U.S. patent 9,305,280 was filed by Amazon Technologies Inc. on behalf of inventors Paul William Berg, Scott Isaacs, and Kelsey Lynn Blodgett all the way back in December of 2014. It was granted on April 5, but has pretty much flown under the radar until now, despite the company’s well-publicized efforts to get Prime Air delivery drones off the ground. The patent has detailed diagrams as to how the process would work, and so far it looks completely wild. The aerial fulfillment centers would basically be massive, permanently-floating warehouses stocked with tons of Amazon merchandise, and staffed by workers carried to and from work in flying “shuttles”.

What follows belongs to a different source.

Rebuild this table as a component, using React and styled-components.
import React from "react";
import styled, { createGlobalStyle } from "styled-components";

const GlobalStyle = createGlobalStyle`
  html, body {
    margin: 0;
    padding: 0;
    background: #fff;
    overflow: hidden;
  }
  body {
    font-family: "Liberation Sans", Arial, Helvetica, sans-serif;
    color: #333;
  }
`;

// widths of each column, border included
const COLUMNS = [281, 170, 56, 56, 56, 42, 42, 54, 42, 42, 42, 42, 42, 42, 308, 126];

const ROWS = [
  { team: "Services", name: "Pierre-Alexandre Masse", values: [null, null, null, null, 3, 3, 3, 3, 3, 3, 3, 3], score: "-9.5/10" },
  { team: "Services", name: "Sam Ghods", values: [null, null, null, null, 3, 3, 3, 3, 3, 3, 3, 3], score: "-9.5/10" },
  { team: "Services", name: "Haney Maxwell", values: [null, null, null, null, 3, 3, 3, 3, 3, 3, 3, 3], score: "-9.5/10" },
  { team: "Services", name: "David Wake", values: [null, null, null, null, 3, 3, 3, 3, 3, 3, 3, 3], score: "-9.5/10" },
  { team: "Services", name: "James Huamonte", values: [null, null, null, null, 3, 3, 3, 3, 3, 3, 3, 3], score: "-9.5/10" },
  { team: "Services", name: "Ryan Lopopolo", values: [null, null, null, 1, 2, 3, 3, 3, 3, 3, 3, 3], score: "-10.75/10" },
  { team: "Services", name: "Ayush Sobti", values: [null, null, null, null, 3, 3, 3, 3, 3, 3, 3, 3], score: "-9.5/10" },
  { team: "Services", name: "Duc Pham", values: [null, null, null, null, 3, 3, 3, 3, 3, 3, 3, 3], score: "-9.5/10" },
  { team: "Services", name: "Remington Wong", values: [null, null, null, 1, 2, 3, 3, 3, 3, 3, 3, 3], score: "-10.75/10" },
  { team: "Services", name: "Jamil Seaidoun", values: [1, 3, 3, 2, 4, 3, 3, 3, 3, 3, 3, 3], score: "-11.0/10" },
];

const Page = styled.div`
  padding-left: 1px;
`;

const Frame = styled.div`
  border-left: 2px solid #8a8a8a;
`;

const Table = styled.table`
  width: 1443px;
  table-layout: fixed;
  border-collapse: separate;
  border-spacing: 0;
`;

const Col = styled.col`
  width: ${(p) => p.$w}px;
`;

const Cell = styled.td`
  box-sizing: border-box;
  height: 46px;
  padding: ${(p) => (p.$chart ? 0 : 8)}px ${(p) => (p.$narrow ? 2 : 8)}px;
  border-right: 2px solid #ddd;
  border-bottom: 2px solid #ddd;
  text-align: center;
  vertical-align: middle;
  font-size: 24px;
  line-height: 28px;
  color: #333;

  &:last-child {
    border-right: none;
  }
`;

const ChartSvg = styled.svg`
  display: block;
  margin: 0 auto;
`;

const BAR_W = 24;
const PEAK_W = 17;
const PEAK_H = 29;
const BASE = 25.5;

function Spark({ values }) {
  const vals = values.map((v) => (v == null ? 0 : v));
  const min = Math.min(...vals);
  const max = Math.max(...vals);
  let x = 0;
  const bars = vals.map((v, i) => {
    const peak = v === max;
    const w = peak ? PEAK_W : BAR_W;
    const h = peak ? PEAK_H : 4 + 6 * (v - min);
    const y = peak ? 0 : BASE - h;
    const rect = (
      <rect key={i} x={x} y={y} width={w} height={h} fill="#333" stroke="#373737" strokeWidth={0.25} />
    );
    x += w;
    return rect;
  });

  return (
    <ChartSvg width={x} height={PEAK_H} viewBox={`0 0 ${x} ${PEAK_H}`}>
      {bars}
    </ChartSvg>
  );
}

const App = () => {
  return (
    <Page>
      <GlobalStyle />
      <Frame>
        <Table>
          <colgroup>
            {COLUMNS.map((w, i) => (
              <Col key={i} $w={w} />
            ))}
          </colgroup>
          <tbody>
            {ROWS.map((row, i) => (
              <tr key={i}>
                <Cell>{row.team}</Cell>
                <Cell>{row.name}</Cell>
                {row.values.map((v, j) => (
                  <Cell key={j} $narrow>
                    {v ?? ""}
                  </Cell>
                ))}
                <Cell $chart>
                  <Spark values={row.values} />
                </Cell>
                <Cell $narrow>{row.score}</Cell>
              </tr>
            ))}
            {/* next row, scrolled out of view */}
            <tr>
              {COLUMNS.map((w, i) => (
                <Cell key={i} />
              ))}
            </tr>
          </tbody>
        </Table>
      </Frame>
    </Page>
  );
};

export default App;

When a customer places an order, a drone or unmanned aerial vehicles (UAV) will fly down and deliver the package. According to the patent’s abstract, the “AFC” would use unmanned aerial vehicles to deliver products to customers. But unlike the Prime Air drones, the AFC’s drones would basically be guided package-systems, using gravity to propel them downwards at an angle using hardly any energy, adjusting course with just minor aerodynamic shifts. Here’s what one of the delivery drones would look like.
The drones would be able to communicate with each other via a mesh network to give information such as weather and route. UAVs could also recharge on the airship. Amazon’s filing explains that the blimp would remain in the air and be refueled and replenished using a shuttle. This could be a smaller aircraft capable of docking onto the AFC and unloading products as well as fuel. The whole system seems pretty awesome, but it’s a long way from being realistic. If this plan saw the light of day, Amazon would likely need regulatory approval from aviation authorities which could be complex.